To further validate FERSNet on the FES task, we follow the evaluation approach in StarGAN  and ExprGAN [ding2017exprgan], and establish the quantitative comparison. Specifically, we train the above-mentioned FES methods on the training set, and then perform the expression synthesis on the unseen testing set. The synthetic facial images are fed to an expression recognition network. A higher recognition accuracy on the synthetic facial images indicates more realistic expression synthesis, because the generated images lie in the same manifold of natural expressions. It is worth noting that the expression recognition network is independently trained on the original training set, containing real facial images only. Then, we employ this network to recognize the synthetic images from the different generative models. The results are summarized in Table V. We also adopt the 10-fold identity-independent cross-validation strategy in this experiment, and the final recognition results are obtained by averaging the accuracy over the 10 runs.
As shown in the table, the proposed FERSNet achieves the highest accuracy, which demonstrates its superiority in synthesizing more realistic facial expression images.
Iv-D Ablation Study
In order to make a comprehensive analysis on the proposed method, we present the ablation study to investigate the effectiveness of the different novel designs in FERSNet. Specifically, we establish the FERSNet model without the FES regularization and without ConvFLU, respectively. We further employ the FES branch as a data augmentation approach for the FES task. The results are listed in Table VI.
|FERSNet w/o MTL||94.70||73.33||63.78|
|FERSNet w/o ConvFLU||95.21||77.92||69.07|
|FERSNet w/ FES-DA||97.75||87.64||73.87|
The FERSNet model, trained without FES regularization, becomes a single-task network, which does not adopt the multi-task learning strategy (FERSNet w/o MTL). The FERSNet model without ConvFLU (FERSNet w/o ConvFLU) becomes a hard parameter-sharing multi-task network, which does not obtain the ability to select beneficial information when transferring features. FERSNet with FES data augmentation (FERSNet w/ FES-DA) is the original FERSNet further fine-tuned on the synthetic samples produced by the FES branch. In other words, we employ the FES branch as a data augmentation approach for fine-tuning the network. As listed in Table I, MMI and CK+ are highly imbalanced datasets, and therefore we employ the FES branch to enlarge and balance the number of samples in each emotion class.

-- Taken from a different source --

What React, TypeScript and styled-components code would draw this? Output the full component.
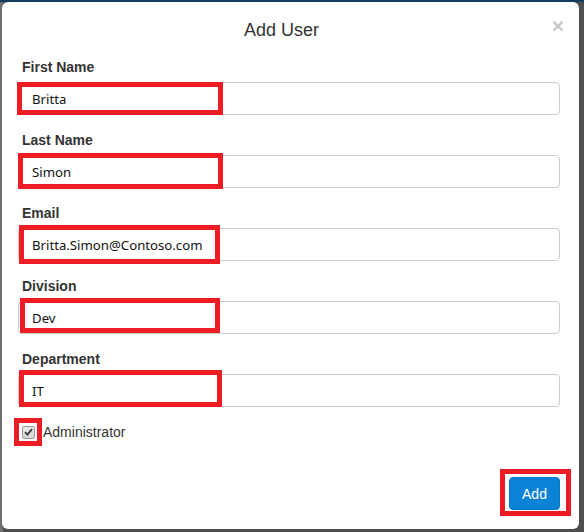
import React from "react";
import styled, { createGlobalStyle } from "styled-components";

const GlobalStyle = createGlobalStyle`
  html, body {
    margin: 0;
    padding: 0;
    background: #5e5e5e;
  }
  * {
    box-sizing: border-box;
  }
`;

interface IMark {
  left: number;
  top: number;
  w: number;
  h: number;
}

interface IField {
  label: string;
  value: string;
  mark: IMark;
}

const fields: IField[] = [
  { label: "First Name", value: "Britta", mark: { left: -1, top: 0, w: 206, h: 33 } },
  { label: "Last Name", value: "Simon", mark: { left: 0, top: -2, w: 205, h: 36 } },
  { label: "Email", value: "Britta.Simon@Contoso.com", mark: { left: 1, top: -3, w: 201, h: 39 } },
  { label: "Division", value: "Dev", mark: { left: 2, top: -3, w: 200, h: 35 } },
  { label: "Department", value: "IT", mark: { left: 1, top: -4, w: 203, h: 37 } },
];

export default function App() {
  return (
    <>
      <GlobalStyle />
      <Backdrop>
        <Modal>
          <Header>
            <Title>Add User</Title>
            <Close type="button" aria-label="Close">
              ×
            </Close>
          </Header>
          <Body>
            {fields.map((field) => (
              <FormGroup key={field.label}>
                <Label>{field.label}</Label>
                <InputWrap>
                  <Input type="text" defaultValue={field.value} />
                  <Highlight {...field.mark} />
                </InputWrap>
              </FormGroup>
            ))}
            <CheckRow>
              <CheckWrap>
                <CheckBox>
                  <svg width="9" height="8" viewBox="0 0 9 8">
                    <path
                      d="M1 4.2 L3.4 6.6 L8 1.2"
                      fill="none"
                      stroke="#3a3a3a"
                      strokeWidth="1.8"
                    />
                  </svg>
                </CheckBox>
                <Highlight left={-8} top={-8} w={28} h={28} />
              </CheckWrap>
              <CheckText>Administrator</CheckText>
            </CheckRow>
          </Body>
          <Footer>
            <ButtonWrap>
              <AddButton type="button">Add</AddButton>
              <Highlight left={-9} top={-8} w={71} h={47} />
            </ButtonWrap>
          </Footer>
        </Modal>
      </Backdrop>
    </>
  );
}

const Backdrop = styled.div`
  width: 584px;
  height: 532px;
  display: flex;
  padding: 0 5px 3px 2px;
  border-top: 2px solid #103d5e;
  background: linear-gradient(to right, #6e6e6e 0, #6e6e6e 3px, #4e4e4e 3px);
`;

const Modal = styled.div`
  flex: 1;
  display: flex;
  flex-direction: column;
  background: #ffffff;
  border-radius: 6px;
  font-family: "Liberation Sans", Arial, sans-serif;
  color: #333333;
`;

const Header = styled.div`
  display: flex;
  align-items: flex-start;
  padding: 15px 15px 0 15px;
`;

const Title = styled.h4`
  flex: 1;
  margin: 0;
  text-align: center;
  font-size: 18px;
  font-weight: normal;
  line-height: 26px;
  color: #333333;
`;

const Close = styled.button`
  border: 0;
  background: transparent;
  padding: 0;
  margin-top: -4px;
  width: 18px;
  text-align: right;
  font-family: "Liberation Sans", Arial, sans-serif;
  font-size: 21px;
  font-weight: bold;
  line-height: 26px;
  color: #c8c8c8;
  cursor: pointer;
`;

const Body = styled.div`
  padding: 14px 19px 0 16px;
`;

const FormGroup = styled.div`
  margin-bottom: 15px;
  &:last-of-type {
    margin-bottom: 0;
  }
`;

const Label = styled.label`
  display: block;
  margin: 0 0 5px 4px;
  font-size: 14px;
  font-weight: bold;
  line-height: 20px;
  color: #333333;
`;

const InputWrap = styled.div`
  position: relative;
`;

const Input = styled.input`
  display: block;
  width: 100%;
  height: 33px;
  padding: 0 12px 0 13px;
  border: 1px solid #cccccc;
  border-radius: 4px;
  background: #ffffff;
  font-family: "Noto Sans", "Segoe UI", sans-serif;
  font-size: 13.2px;
  color: #111111;
  outline: none;
`;

const Highlight = styled.span<IMark>`
  position: absolute;
  left: ${({ left }) => left}px;
  top: ${({ top }) => top}px;
  width: ${({ w }) => w}px;
  height: ${({ h }) => h}px;
  border: 5px solid #ed1c24;
  pointer-events: none;
`;

const CheckRow = styled.div`
  display: flex;
  align-items: center;
  gap: 8px;
  margin-top: 15px;
  padding-left: 4px;
  height: 20px;
`;

const CheckWrap = styled.span`
  position: relative;
  display: inline-flex;
`;

const CheckBox = styled.span`
  width: 13px;
  height: 13px;
  display: inline-flex;
  align-items: center;
  justify-content: center;
  border: 1px solid #9a9a9a;
  border-radius: 2px;
  background: linear-gradient(#ececec, #d4d4d4);
`;

const CheckText = styled.span`
  font-size: 14px;
  line-height: 20px;
  color: #333333;
`;

const Footer = styled.div`
  margin-top: auto;
  display: flex;
  justify-content: flex-end;
  padding: 0 19px 19px 0;
`;

const ButtonWrap = styled.div`
  position: relative;
  display: inline-flex;
`;

const AddButton = styled.button`
  width: 51px;
  height: 33px;
  border: 1px solid #0a78c8;
  border-radius: 4px;
  background: #0a82d6;
  color: #ffffff;
  font-family: "Liberation Sans", Arial, sans-serif;
  font-size: 14px;
  cursor: pointer;
`;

For each training sample, we synthesize all the possible expression images from it to make the training set completely balanced. In Table VI, we present the results of the “FERSNet w/ FES-DA” model using 24K images for training. It is worth noting that all the methods in Table VI are based on the original FERSNet, without pre-training on BU-4DFE. To make a fair comparison, we enlarge the kernel size and network depth in “FERSNet w/o MTL” and “FERSNet w/o ConvFLU” to make their model capacity equal to or larger than the original FERSNet.
It is obvious from the table that jointly learning with FES contributes significantly to the FER performance, as the original FERSNet outperforms “FERSNet w/o MTL” by about 3%, 10%, and 8% on CK+, Oulu-CASIA, and MMI, respectively. In addition, the proposed soft parameter-sharing strategy can further enhance the performance of MTL, because, without ConvFLU, the performance will be degraded by more than 2% on the three datasets. More importantly, the FES branch can serve as a data augmentation method for FER. The original FERSNet, fine-tuned on the synthetic samples, acquires a better generalization ability for FER. With the FES data augmentation, the model can further obtain an accuracy gain of about 0.4%, 4%, and 2.5% on CK+, Oulu-CASIA, and MMI, respectively.
In this paper, we have proposed a multi-task network, namely FERSNet, for facial expression recognition (FER) and facial expression synthesis (FES). FERSNet aims to solve the two tasks in parallel with the proposed convolutional feature leaky units (ConvFLU). ConvFLU adopts a soft parameter-sharing strategy, in order to filter out the useless and harmful features, when transferring information between FER and FES. Moreover, we further employ the FES branch for data augmentation to enlarge and balance the training dataset. This augmentation approach contributes to a better generalization of FERSNet for recognizing facial expressions in real-world applications. We evaluate the proposed method on three commonly used benchmarks. The experimental results have demonstrated that the proposed method achieves state-of-the-art performance, which makes it a potential solution to practical facial image analysis problems.